You have to zoom right in, though, to capture the true spirit of the 35: the way the handle of its external gear lever has a trailing edge; the way a small sleeved spiral changes the phasing between magneto and engine; the way its nuts have to have their flats milled because of Ettore’s demand for built in washers and the consequent use of round bar; the way the handbrake’s cross-shaft rotates inside the tubular shaft from gear lever to ‘box.
Take a step back and it’s those futuristic eight-spoke alloys, with integral drum, which catch the eye. Complex, shapely metalwork abounds on this car, not least the hollow front axle with its forged ends, a masterwork. Lift the bonnet and Ettore’s eye for line and detail is encapsulated by that squared-edge Art Deco straight-eight Its spec, meanwhile, encapsulates his I-know-best cussedness: cast-iron blocks (two of four on a common crankcase) when welded-up sheet-steel water jackets were in vogue; an unusual three-valve set-up (two inlet, one exhaust); and a single cam when two were par for the course. He also snubbed supercharging (initially) and the hemi head. Consequently, the 35 was never the most powerful; where it scored was how it made the most of what it had.

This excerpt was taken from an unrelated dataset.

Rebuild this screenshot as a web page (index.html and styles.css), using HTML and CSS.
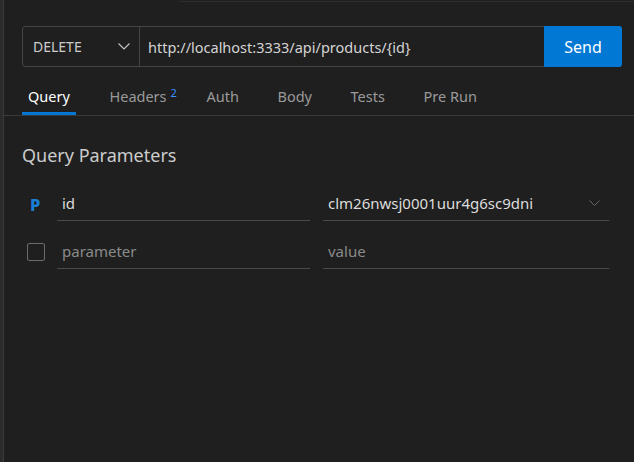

The dashboard’s Roman numeral Jaeger clock (all the GP Bugs have one, it’s the touring cars that don’t!) says it’s one o’clock. Time to go. I had passengered in the car to Prescott hillclimb with its owner Mike Preston and been impressed by stunning tractability — direct-drive top available from as low as 1200rpm, third for square junctions — as well as impressive acceleration, nimbleness and narrowness. The latter was very useful as we sped through a Monaco-sized space between bus and stone wall! But now I am apprehensive.
A reversed-gate, right-hand change (first towards you and pull, top away and push) is playing on my mind. Plus the 10-minute job of removing cycle wings and headlamps has somehow changed the car’s character. With them it had seemed gamine; without them, it’s gained muscles and attitude.
Two or three pumps to bring up fuel-tank pressure (50 grammes should do it), two or three twists on the Ki-gass to prime the inlet manifold, slide the advance/retard lever (another sculptured item) to its uppermost position, flick the ignition switch right and give the starting handle a healthy twist…
The twin tailpipes rip, rap and rasp as my right foot gets accustomed to the surprisingly light roller throttle. It’s F1-tight down in the footwell and I run through a couple of pretend heel-and-toes on the (relatively) large elliptical brake pedal while holding on 1500 revs to warm things up.
The clutch pedal is tiny and sited lower than its cousins. Its travel is short and its take-up right at the bottom of what movement there is. There is no detent spring on the gear lever so I glance down at the gate by my right knee as I carefully select first. It goes in with a satisfying kerchonk. The cars up on its toes, and before I know it we’re away with a crunch of gravel. Did I let the clutch out?
Another Ettore quirk was his insistence on a separate gearbox rather than an in-unit item. It’s here by my left thigh, looking like a large screw-top tea caddy. It is, in fact, a ‘box of jewels. With a layshaft that runs at higher than engine speed, the lower ratios are sucked out of fingertip changes. Get it right and it’s seamless; get it wrong and there is only the slightest metallic protest.
Second gear is all that is required up this twisty hill, though — that and a heap of muscle at its hairpins. The large four-spoker sits in your lap rather than at your chest and you have to lean into it at slow corners, where you will find yourself with both hands in the same quadrant as you tug the Bug around. It is extremely direct, though, perhaps a turn from lock to lock, and the quicker stuff would require very little input.
That’s where the fabled balance comes in. Mike’s car; which began life as a supercharged four-cylinder 1500cc 37A in Argentina in 1926, has since been brought up to 35B spec (2.3-litre supercharged). He’s driven it through Yosemite Park and Sweden as well as up Prescott and around Silverstone, so its current state of tune is ‘all-rounder’ rather than ‘specialist’. It runs on petrol and so misses out on the 25 per cent boost methanol can supply. It also shuns the all-or-nothing Zenith 48 carb in favour of a more progressive Solex. It does not boast a limited-slip differential and has kept its original horseshoe-and-spring friction dampers rather than switching to Hartfords. Its reversed quarter-elliptic rear springs have been softened in a bid to keep that inside-rear planted, but that’s about it. What it does have, though, is that tightness of feel, rightness of purpose that only much-used, constantly fettled cars possess. No slack, no play. Keeping shimming — steering, brakes, suspension — is the trick to it.
Slightly bolder cornering brings that shapely tail round — and brings the brakes into play. I’d not expected much from these cable-operated items, but they are more than up to the task of hauling down this 750kg machine. The pedal is firm, its response strong. In fact, the whole process, from start to stop, inspires confidence.
Which was exactly what you wanted if you weren’t cut from the same cloth as Achille Varzi or Louis Chiron. Most of those who raced the 35 in its day were indeed a couple of divisions below such men, but they were all able to add to its legend in some way thanks to its forgiving nature and Ettore’s foresight. For that reason, no car has played a bigger role in the history of top-flight motor racing.